Both measures can be used to analyze what happened during and at the end of the snapshot period.
Available shows the number of unused AMP worker tasks at the end of the snapshot interval. A consecutive number of snapshots having Available = 0 means that your system ran out of AMP worker tasks over a longer time frame.
Additional insight gives the column AvailableMin, which is measuring the minimum number of free AMP worker tasks during the snapshot interval.
As you can imagine, if Available and AvailableMin are equal to 0 over a consecutive number of snapshots, the system is fully loaded during this time.
While the previously described measures only showed the utilization of AMP worker tasks, we have a couple of measures available directly related to flow control: MailBoxDepth, FlowControlled, FlowCtlCnt, FlowCtlTime.

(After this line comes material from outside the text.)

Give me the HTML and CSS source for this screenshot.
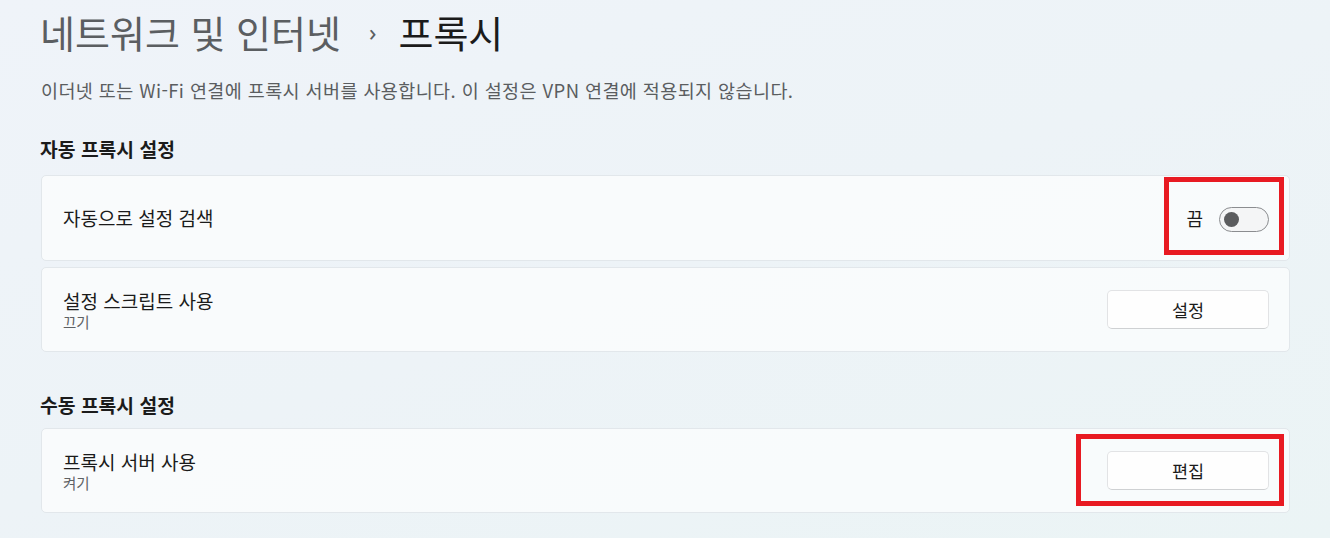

High AWT usage does not necessarily mean that the system is in flow control. Only if all AMP worker tasks are in use and the message queues are filled, flow control state is initiated.
While often MailBoxDepth is > 0 if the AMP is in flow control state, it’s not always like this because this measure presents only the size of the message queue at the end of each snapshot interval. It could be, that the AMP was in flow control state during the snapshot interval, but the queue is empty at the end of the interval. Keep this in mind.

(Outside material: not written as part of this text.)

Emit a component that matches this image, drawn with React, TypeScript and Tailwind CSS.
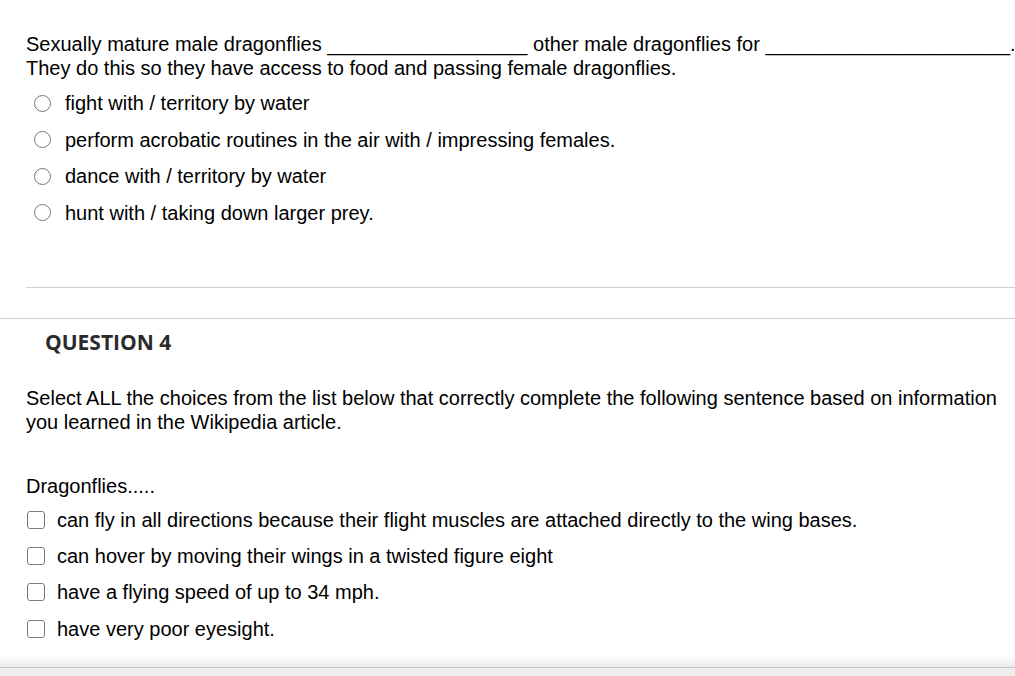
import React from "react";

const radios = [
  "fight with / territory by water",
  "perform acrobatic routines in the air with / impressing females.",
  "dance with / territory by water",
  "hunt with / taking down larger prey.",
];

const checks = [
  "can fly in all directions because their flight muscles are attached directly to the wing bases.",
  "can hover by moving their wings in a twisted figure eight",
  "have a flying speed of up to 34 mph.",
  "have very poor eyesight.",
];

export default function App() {
  return (
    <div
      className="w-[1015px] h-[676px] overflow-hidden bg-white text-black flex flex-col"
      style={{ fontFamily: '"Liberation Sans", Arial, sans-serif' }}
    >
      <div className="pt-[32px] pl-[26px] text-[20px] leading-[24px]">
        <div className="whitespace-nowrap">
          Sexually mature male dragonflies {"__________________"} other male dragonflies for {"______________________"}.
        </div>
        <div>They do this so they have access to food and passing female dragonflies.</div>
        <div className="mt-[4.7px] flex flex-col">
          {radios.map((r) => (
            <div key={r} className="h-[36.67px] flex items-center">
              <div className="ml-[8px] w-[17px] h-[17px] rounded-full border-[1.5px] border-[#767676] bg-white shrink-0" />
              <span className="ml-[14px]">{r}</span>
            </div>
          ))}
        </div>
      </div>
      <div className="ml-[26px] mt-[55.5px] border-t border-[#d0d0d0]" />
      <div className="mt-[30px] border-t border-[#cccccc]" />
      <div
        className="mt-[11px] pl-[45px] text-[21px] leading-[24px] font-bold text-[#2b2b2b]"
        style={{ fontFamily: '"Open Sans", "Noto Sans", sans-serif' }}
      >
        QUESTION 4
      </div>
      <div className="pl-[26px] pr-[16px] text-[20px] leading-[24px]">
        <div className="mt-[32px]">
          Select ALL the choices from the list below that correctly complete the following sentence based on information you learned in the Wikipedia article.
        </div>
        <div className="mt-[40px]">Dragonflies.....</div>
        <div className="mt-[3.8px] flex flex-col">
          {checks.map((c) => (
            <div key={c} className="h-[36.33px] flex items-center">
              <div className="ml-[1px] w-[18px] h-[18px] rounded-[3px] border-[1.5px] border-[#7a7a7a] bg-white shrink-0" />
              <span className="ml-[12px] whitespace-nowrap">{c}</span>
            </div>
          ))}
        </div>
      </div>
      <div className="flex-1" />
      <div className="h-[12px] bg-gradient-to-b from-white to-[#ececec]" />
      <div className="h-[9px] border-t border-[#c8c8c8] bg-[#eeeeee]" />
    </div>
  );
}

FlowControlled is just an indicator showing if the AMP is in flow control at the end of the snapshot interval. This does not mean that it hasn’t been flow controlled during the snapshot interval. Using this measure on its own can be misleading!
FlowCtlCnt indicates how often the AMP entered the flow control state during the snapshot interval.
FlowCtlTime is the total time the AMP was in flow control during the snapshot interval (in milliseconds)
Using above measure together will give you good insight into the load of your system.
By summing up the MaxInUse column, you will already have a good overview about your system load. This can be a good starting point to go more into the details.